*Set task*. Which lines hold the word "index"? Copy each of them from the material.

+---+

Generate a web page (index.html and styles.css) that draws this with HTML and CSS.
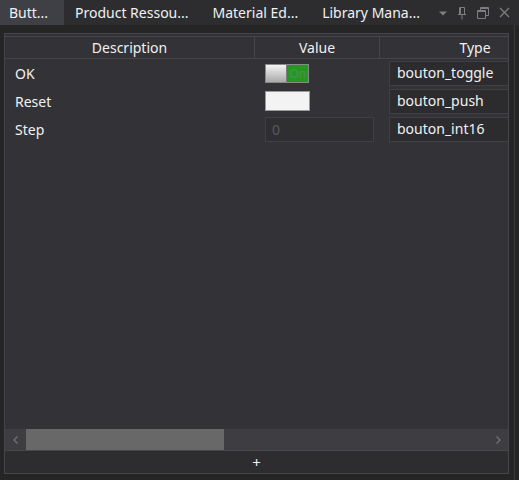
FILE: index.html
```html
<!DOCTYPE html>
<html>
<head>
<meta charset="utf-8">
<link rel="stylesheet" href="styles.css">
</head>
<body>
<div class="tabs">
  <div class="tab active">Butt...</div>
  <div class="tab">Product Ressou...</div>
  <div class="tab">Material Ed...</div>
  <div class="tab">Library Mana...</div>
  <div class="tab-icons">
    <svg class="ic" width="10" height="6" viewBox="0 0 10 6"><path d="M1 1.5h8L5 5.5z" fill="#7e7e82"/></svg>
    <svg class="ic" width="10" height="14" viewBox="0 0 10 14"><path d="M2.5 1.5h5v7h-5zM1 8.5h8M5 8.5v5M3.5 1.5v7" fill="none" stroke="#7e7e82" stroke-width="1"/></svg>
    <svg class="ic" width="14" height="14" viewBox="0 0 14 14"><path d="M4.5 1.5h8v8h-3M4.5 1.5v3M4.5 2.5h8" fill="none" stroke="#7e7e82" stroke-width="1"/><path d="M1.5 4.5h8v8h-8zM1.5 5.5h8" fill="none" stroke="#7e7e82" stroke-width="1"/></svg>
    <svg class="ic" width="11" height="11" viewBox="0 0 11 11"><path d="M1 1l9 9M10 1l-9 9" stroke="#7e7e82" stroke-width="1.3"/></svg>
  </div>
</div>
<div class="frame">
  <div class="panel">
    <div class="grid">
      <div class="hcell">Description</div>
      <div class="hcell">Value</div>
      <div class="hcell last">Type</div>

      <div class="cell desc">OK</div>
      <div class="cell val"><div class="toggle"><span class="knob"></span><span class="on">On</span></div></div>
      <div class="cell typ"><div class="tbox">bouton_toggle</div></div>

      <div class="cell desc">Reset</div>
      <div class="cell val"><div class="push"></div></div>
      <div class="cell typ"><div class="tbox">bouton_push</div></div>

      <div class="cell desc">Step</div>
      <div class="cell val"><div class="num">0</div></div>
      <div class="cell typ"><div class="tbox">bouton_int16</div></div>
    </div>
    <div class="spacer"></div>
    <div class="hscroll">
      <div class="arrow"><svg width="8" height="10" viewBox="0 0 8 10"><path d="M5.5 1.5L2 5l3.5 3.5" fill="none" stroke="#6a6a6e" stroke-width="1.6"/></svg></div>
      <div class="thumb"></div>
      <div class="track"></div>
      <div class="arrow"><svg width="8" height="10" viewBox="0 0 8 10"><path d="M2.5 1.5L6 5 2.5 8.5" fill="none" stroke="#6a6a6e" stroke-width="1.6"/></svg></div>
    </div>
    <div class="footer">+</div>
  </div>
</div>
</body>
</html>
```

FILE: styles.css
```css
html, body {
  margin: 0;
  padding: 0;
}
body {
  width: 519px;
  height: 480px;
  background: #252526;
  font-family: "Noto Sans", "Open Sans", sans-serif;
  font-size: 14px;
  color: #f1f1f1;
  overflow: hidden;
}
.tabs {
  height: 25px;
  background: #2d2d30;
  display: flex;
  align-items: stretch;
  position: relative;
}
.tab {
  display: flex;
  align-items: center;
  padding: 0 12px 0 9px;
  white-space: nowrap;
  font-size: 14px;
  margin-right: 1px;
}
.tab.active {
  background: #3f3f46;
  width: 64px;
  box-sizing: border-box;
  margin-right: 2px;
}
.tab:nth-child(3) { padding-left: 11px; }
.tab:nth-child(4) { padding-left: 11px; }
.tab-icons {
  display: flex;
  align-items: center;
  gap: 9px;
  margin-left: auto;
  padding-right: 9px;
}
.ic { display: block; }
.frame {
  height: 455px;
  box-sizing: border-box;
  padding: 8px 5px 6px 4px;
  border-right: 1px solid #3a3a3d;
  margin-right: 4px;
  width: 515px;
}
.panel {
  height: 100%;
  box-sizing: border-box;
  border: 1px solid #46464a;
  background: #333337;
  display: flex;
  flex-direction: column;
  overflow: hidden;
}
.grid {
  display: grid;
  grid-template-columns: 250px 125px 190px;
  grid-template-rows: 23px 28px 28px 28px;
  margin-top: 2px;
  width: 565px;
}
.hcell {
  border-top: 1px solid #46464a;
  border-bottom: 1px solid #46464a;
  border-right: 1px solid #46464a;
  display: flex;
  align-items: center;
  justify-content: center;
  background: #333337;
}
.hcell.last { border-right: none; }
.cell {
  display: flex;
  align-items: center;
}
.desc { padding-left: 10px; }
.val { padding-left: 10px; }
.typ { padding-left: 9px; }
.toggle {
  width: 44px;
  height: 19px;
  box-sizing: border-box;
  border: 1px solid #8a8a8a;
  display: flex;
  background: #2b9a2b;
}
.knob {
  width: 21px;
  height: 100%;
  background: linear-gradient(#f4f4f4, #a9a9a9);
  border-right: 1px solid #7a7a7a;
  box-sizing: border-box;
}
.on {
  flex: 1;
  color: #5a8a5a;
  font-size: 12px;
  line-height: 17px;
  text-align: center;
  background: #229a22;
}
.push {
  width: 45px;
  height: 20px;
  box-sizing: border-box;
  border: 1px solid #9a9a9a;
  background: #f3f3f3;
}
.num {
  width: 109px;
  height: 25px;
  box-sizing: border-box;
  border: 1px solid #3f3f44;
  background: #2f2f32;
  color: #58585c;
  padding-left: 6px;
  line-height: 23px;
}
.tbox {
  width: 180px;
  height: 25px;
  box-sizing: border-box;
  border: 1px solid #3f3f44;
  background: #2c2c2f;
  padding-left: 7px;
  line-height: 22px;
}
.spacer { flex: 1; }
.hscroll {
  height: 21px;
  display: flex;
  background: #3e3e42;
  border-bottom: 1px solid #48484c;
}
.arrow {
  width: 21px;
  display: flex;
  align-items: center;
  justify-content: center;
}
.thumb {
  width: 198px;
  background: #686868;
}
.track { flex: 1; }
.footer {
  height: 22px;
  background: #2d2d30;
  display: flex;
  align-items: center;
  justify-content: center;
  font-size: 15px;
}
```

+---+

*Completed exercise*.
Generate a web page (index.html and styles.css) that draws this with HTML and CSS.
FILE: index.html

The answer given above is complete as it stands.